#### [Description of the task]
Exclude images, then output the remaining data verbatim.

#### [Source material]
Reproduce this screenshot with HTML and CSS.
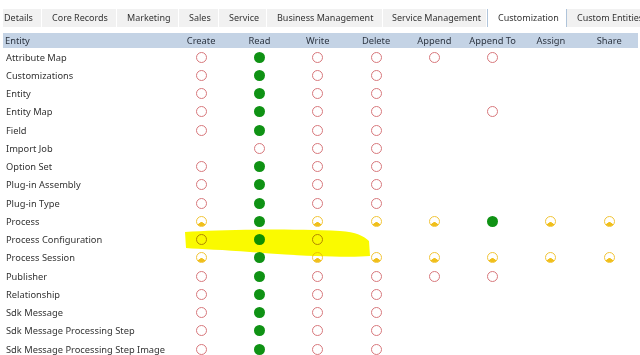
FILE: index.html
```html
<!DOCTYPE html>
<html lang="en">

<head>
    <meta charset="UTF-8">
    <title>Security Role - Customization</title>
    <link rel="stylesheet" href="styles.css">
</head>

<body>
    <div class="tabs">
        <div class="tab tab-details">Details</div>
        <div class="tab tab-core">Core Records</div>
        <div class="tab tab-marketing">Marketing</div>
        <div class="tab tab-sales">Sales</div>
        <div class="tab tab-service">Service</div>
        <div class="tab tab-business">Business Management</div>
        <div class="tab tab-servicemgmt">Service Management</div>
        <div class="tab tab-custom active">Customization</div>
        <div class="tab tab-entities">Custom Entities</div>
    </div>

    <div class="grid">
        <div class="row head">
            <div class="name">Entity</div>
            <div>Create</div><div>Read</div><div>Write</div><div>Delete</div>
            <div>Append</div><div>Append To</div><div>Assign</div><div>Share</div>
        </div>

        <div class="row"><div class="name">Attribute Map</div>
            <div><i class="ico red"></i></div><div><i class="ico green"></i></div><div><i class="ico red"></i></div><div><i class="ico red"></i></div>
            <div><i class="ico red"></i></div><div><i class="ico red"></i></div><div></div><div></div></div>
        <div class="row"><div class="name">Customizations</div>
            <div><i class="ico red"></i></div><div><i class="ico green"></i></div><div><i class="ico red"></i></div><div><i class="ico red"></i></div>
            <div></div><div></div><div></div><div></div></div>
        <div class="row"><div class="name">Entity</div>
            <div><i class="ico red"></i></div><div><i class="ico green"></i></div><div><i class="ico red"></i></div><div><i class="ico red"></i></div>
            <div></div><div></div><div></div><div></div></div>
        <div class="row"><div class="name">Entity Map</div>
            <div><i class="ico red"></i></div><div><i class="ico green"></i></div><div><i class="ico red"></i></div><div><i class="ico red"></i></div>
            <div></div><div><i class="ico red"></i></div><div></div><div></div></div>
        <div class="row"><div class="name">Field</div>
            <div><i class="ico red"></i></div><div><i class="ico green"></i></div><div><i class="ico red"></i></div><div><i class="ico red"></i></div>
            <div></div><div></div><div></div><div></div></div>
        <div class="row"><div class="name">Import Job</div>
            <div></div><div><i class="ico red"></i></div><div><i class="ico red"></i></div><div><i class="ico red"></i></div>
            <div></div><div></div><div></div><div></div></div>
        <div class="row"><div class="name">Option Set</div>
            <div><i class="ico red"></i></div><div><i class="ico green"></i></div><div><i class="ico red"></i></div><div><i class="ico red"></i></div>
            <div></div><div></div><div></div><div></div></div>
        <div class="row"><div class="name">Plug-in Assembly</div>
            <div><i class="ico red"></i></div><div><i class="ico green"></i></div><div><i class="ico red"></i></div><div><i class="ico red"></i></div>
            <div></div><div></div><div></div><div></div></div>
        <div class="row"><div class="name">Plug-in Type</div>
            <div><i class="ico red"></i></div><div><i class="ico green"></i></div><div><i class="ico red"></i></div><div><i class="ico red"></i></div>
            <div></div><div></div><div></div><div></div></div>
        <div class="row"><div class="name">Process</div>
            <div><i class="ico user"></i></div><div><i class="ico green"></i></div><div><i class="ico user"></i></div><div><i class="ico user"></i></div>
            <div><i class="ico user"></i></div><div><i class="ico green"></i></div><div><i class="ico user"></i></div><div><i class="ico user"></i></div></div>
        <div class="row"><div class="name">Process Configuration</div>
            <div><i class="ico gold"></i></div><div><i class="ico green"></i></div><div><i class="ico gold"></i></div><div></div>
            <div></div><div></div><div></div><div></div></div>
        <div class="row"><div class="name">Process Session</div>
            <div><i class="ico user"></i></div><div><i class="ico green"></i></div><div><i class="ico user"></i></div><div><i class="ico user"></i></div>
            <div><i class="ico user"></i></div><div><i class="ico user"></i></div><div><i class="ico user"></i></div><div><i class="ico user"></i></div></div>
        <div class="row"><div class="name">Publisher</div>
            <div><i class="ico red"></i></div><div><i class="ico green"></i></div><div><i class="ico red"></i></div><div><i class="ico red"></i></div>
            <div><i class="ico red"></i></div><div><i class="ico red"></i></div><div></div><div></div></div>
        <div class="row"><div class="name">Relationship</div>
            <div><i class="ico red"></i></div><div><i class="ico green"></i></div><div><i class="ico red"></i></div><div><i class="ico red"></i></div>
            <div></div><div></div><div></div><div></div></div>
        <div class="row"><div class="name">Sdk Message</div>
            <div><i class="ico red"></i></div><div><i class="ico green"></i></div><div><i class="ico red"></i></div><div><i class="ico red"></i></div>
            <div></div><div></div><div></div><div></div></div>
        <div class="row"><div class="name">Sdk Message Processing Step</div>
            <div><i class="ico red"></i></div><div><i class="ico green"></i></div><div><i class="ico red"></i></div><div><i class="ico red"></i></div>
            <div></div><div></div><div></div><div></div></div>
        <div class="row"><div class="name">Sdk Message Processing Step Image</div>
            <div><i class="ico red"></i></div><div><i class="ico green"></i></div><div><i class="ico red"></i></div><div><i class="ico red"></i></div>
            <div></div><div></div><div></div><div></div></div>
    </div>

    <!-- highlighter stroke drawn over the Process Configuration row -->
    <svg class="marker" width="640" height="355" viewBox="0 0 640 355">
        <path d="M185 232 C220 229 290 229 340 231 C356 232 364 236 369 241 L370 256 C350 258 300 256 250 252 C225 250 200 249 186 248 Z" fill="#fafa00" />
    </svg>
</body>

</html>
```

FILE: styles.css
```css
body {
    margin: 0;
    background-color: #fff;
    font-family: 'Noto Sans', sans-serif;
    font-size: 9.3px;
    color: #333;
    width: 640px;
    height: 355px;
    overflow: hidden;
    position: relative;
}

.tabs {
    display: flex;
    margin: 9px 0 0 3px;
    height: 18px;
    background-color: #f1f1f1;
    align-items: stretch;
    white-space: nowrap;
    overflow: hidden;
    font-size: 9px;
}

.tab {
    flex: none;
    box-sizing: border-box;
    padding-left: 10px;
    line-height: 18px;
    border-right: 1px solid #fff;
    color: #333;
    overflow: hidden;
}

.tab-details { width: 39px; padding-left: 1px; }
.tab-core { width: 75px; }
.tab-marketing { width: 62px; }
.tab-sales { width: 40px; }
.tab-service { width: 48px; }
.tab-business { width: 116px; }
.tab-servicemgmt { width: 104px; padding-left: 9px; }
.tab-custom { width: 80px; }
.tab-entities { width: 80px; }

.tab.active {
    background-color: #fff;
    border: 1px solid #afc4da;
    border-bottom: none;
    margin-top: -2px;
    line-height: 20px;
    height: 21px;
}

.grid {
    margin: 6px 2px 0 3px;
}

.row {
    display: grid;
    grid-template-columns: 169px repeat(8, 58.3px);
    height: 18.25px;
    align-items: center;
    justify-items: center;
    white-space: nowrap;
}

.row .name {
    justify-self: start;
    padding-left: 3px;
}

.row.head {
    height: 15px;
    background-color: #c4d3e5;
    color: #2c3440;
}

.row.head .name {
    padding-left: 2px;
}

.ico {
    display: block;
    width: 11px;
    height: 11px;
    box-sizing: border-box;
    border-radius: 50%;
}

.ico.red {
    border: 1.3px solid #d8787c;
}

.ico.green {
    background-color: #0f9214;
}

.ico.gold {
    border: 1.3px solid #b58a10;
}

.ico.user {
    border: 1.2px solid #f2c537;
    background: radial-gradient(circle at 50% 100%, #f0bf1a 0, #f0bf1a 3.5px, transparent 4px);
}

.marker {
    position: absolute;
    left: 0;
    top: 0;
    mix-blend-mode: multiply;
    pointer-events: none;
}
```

#### [Exercise solution]
Reproduce this screenshot with HTML and CSS.
FILE: index.html
```html
<!DOCTYPE html>
<html lang="en">

<head>
    <meta charset="UTF-8">
    <title>Security Role - Customization</title>
    <link rel="stylesheet" href="styles.css">
</head>

<body>
    <div class="tabs">
        <div class="tab tab-details">Details</div>
        <div class="tab tab-core">Core Records</div>
        <div class="tab tab-marketing">Marketing</div>
        <div class="tab tab-sales">Sales</div>
        <div class="tab tab-service">Service</div>
        <div class="tab tab-business">Business Management</div>
        <div class="tab tab-servicemgmt">Service Management</div>
        <div class="tab tab-custom active">Customization</div>
        <div class="tab tab-entities">Custom Entities</div>
    </div>

    <div class="grid">
        <div class="row head">
            <div class="name">Entity</div>
            <div>Create</div><div>Read</div><div>Write</div><div>Delete</div>
            <div>Append</div><div>Append To</div><div>Assign</div><div>Share</div>
        </div>

        <div class="row"><div class="name">Attribute Map</div>
            <div><i class="ico red"></i></div><div><i class="ico green"></i></div><div><i class="ico red"></i></div><div><i class="ico red"></i></div>
            <div><i class="ico red"></i></div><div><i class="ico red"></i></div><div></div><div></div></div>
        <div class="row"><div class="name">Customizations</div>
            <div><i class="ico red"></i></div><div><i class="ico green"></i></div><div><i class="ico red"></i></div><div><i class="ico red"></i></div>
            <div></div><div></div><div></div><div></div></div>
        <div class="row"><div class="name">Entity</div>
            <div><i class="ico red"></i></div><div><i class="ico green"></i></div><div><i class="ico red"></i></div><div><i class="ico red"></i></div>
            <div></div><div></div><div></div><div></div></div>
        <div class="row"><div class="name">Entity Map</div>
            <div><i class="ico red"></i></div><div><i class="ico green"></i></div><div><i class="ico red"></i></div><div><i class="ico red"></i></div>
            <div></div><div><i class="ico red"></i></div><div></div><div></div></div>
        <div class="row"><div class="name">Field</div>
            <div><i class="ico red"></i></div><div><i class="ico green"></i></div><div><i class="ico red"></i></div><div><i class="ico red"></i></div>
            <div></div><div></div><div></div><div></div></div>
        <div class="row"><div class="name">Import Job</div>
            <div></div><div><i class="ico red"></i></div><div><i class="ico red"></i></div><div><i class="ico red"></i></div>
            <div></div><div></div><div></div><div></div></div>
        <div class="row"><div class="name">Option Set</div>
            <div><i class="ico red"></i></div><div><i class="ico green"></i></div><div><i class="ico red"></i></div><div><i class="ico red"></i></div>
            <div></div><div></div><div></div><div></div></div>
        <div class="row"><div class="name">Plug-in Assembly</div>
            <div><i class="ico red"></i></div><div><i class="ico green"></i></div><div><i class="ico red"></i></div><div><i class="ico red"></i></div>
            <div></div><div></div><div></div><div></div></div>
        <div class="row"><div class="name">Plug-in Type</div>
            <div><i class="ico red"></i></div><div><i class="ico green"></i></div><div><i class="ico red"></i></div><div><i class="ico red"></i></div>
            <div></div><div></div><div></div><div></div></div>
        <div class="row"><div class="name">Process</div>
            <div><i class="ico user"></i></div><div><i class="ico green"></i></div><div><i class="ico user"></i></div><div><i class="ico user"></i></div>
            <div><i class="ico user"></i></div><div><i class="ico green"></i></div><div><i class="ico user"></i></div><div><i class="ico user"></i></div></div>
        <div class="row"><div class="name">Process Configuration</div>
            <div><i class="ico gold"></i></div><div><i class="ico green"></i></div><div><i class="ico gold"></i></div><div></div>
            <div></div><div></div><div></div><div></div></div>
        <div class="row"><div class="name">Process Session</div>
            <div><i class="ico user"></i></div><div><i class="ico green"></i></div><div><i class="ico user"></i></div><div><i class="ico user"></i></div>
            <div><i class="ico user"></i></div><div><i class="ico user"></i></div><div><i class="ico user"></i></div><div><i class="ico user"></i></div></div>
        <div class="row"><div class="name">Publisher</div>
            <div><i class="ico red"></i></div><div><i class="ico green"></i></div><div><i class="ico red"></i></div><div><i class="ico red"></i></div>
            <div><i class="ico red"></i></div><div><i class="ico red"></i></div><div></div><div></div></div>
        <div class="row"><div class="name">Relationship</div>
            <div><i class="ico red"></i></div><div><i class="ico green"></i></div><div><i class="ico red"></i></div><div><i class="ico red"></i></div>
            <div></div><div></div><div></div><div></div></div>
        <div class="row"><div class="name">Sdk Message</div>
            <div><i class="ico red"></i></div><div><i class="ico green"></i></div><div><i class="ico red"></i></div><div><i class="ico red"></i></div>
            <div></div><div></div><div></div><div></div></div>
        <div class="row"><div class="name">Sdk Message Processing Step</div>
            <div><i class="ico red"></i></div><div><i class="ico green"></i></div><div><i class="ico red"></i></div><div><i class="ico red"></i></div>
            <div></div><div></div><div></div><div></div></div>
        <div class="row"><div class="name">Sdk Message Processing Step Image</div>
            <div><i class="ico red"></i></div><div><i class="ico green"></i></div><div><i class="ico red"></i></div><div><i class="ico red"></i></div>
            <div></div><div></div><div></div><div></div></div>
    </div>

    <!-- highlighter stroke drawn over the Process Configuration row -->
    <svg class="marker" width="640" height="355" viewBox="0 0 640 355">
        <path d="M185 232 C220 229 290 229 340 231 C356 232 364 236 369 241 L370 256 C350 258 300 256 250 252 C225 250 200 249 186 248 Z" fill="#fafa00" />
    </svg>
</body>

</html>
```

FILE: styles.css
```css
body {
    margin: 0;
    background-color: #fff;
    font-family: 'Noto Sans', sans-serif;
    font-size: 9.3px;
    color: #333;
    width: 640px;
    height: 355px;
    overflow: hidden;
    position: relative;
}

.tabs {
    display: flex;
    margin: 9px 0 0 3px;
    height: 18px;
    background-color: #f1f1f1;
    align-items: stretch;
    white-space: nowrap;
    overflow: hidden;
    font-size: 9px;
}

.tab {
    flex: none;
    box-sizing: border-box;
    padding-left: 10px;
    line-height: 18px;
    border-right: 1px solid #fff;
    color: #333;
    overflow: hidden;
}

.tab-details { width: 39px; padding-left: 1px; }
.tab-core { width: 75px; }
.tab-marketing { width: 62px; }
.tab-sales { width: 40px; }
.tab-service { width: 48px; }
.tab-business { width: 116px; }
.tab-servicemgmt { width: 104px; padding-left: 9px; }
.tab-custom { width: 80px; }
.tab-entities { width: 80px; }

.tab.active {
    background-color: #fff;
    border: 1px solid #afc4da;
    border-bottom: none;
    margin-top: -2px;
    line-height: 20px;
    height: 21px;
}

.grid {
    margin: 6px 2px 0 3px;
}

.row {
    display: grid;
    grid-template-columns: 169px repeat(8, 58.3px);
    height: 18.25px;
    align-items: center;
    justify-items: center;
    white-space: nowrap;
}

.row .name {
    justify-self: start;
    padding-left: 3px;
}

.row.head {
    height: 15px;
    background-color: #c4d3e5;
    color: #2c3440;
}

.row.head .name {
    padding-left: 2px;
}

.ico {
    display: block;
    width: 11px;
    height: 11px;
    box-sizing: border-box;
    border-radius: 50%;
}

.ico.red {
    border: 1.3px solid #d8787c;
}

.ico.green {
    background-color: #0f9214;
}

.ico.gold {
    border: 1.3px solid #b58a10;
}

.ico.user {
    border: 1.2px solid #f2c537;
    background: radial-gradient(circle at 50% 100%, #f0bf1a 0, #f0bf1a 3.5px, transparent 4px);
}

.marker {
    position: absolute;
    left: 0;
    top: 0;
    mix-blend-mode: multiply;
    pointer-events: none;
}
```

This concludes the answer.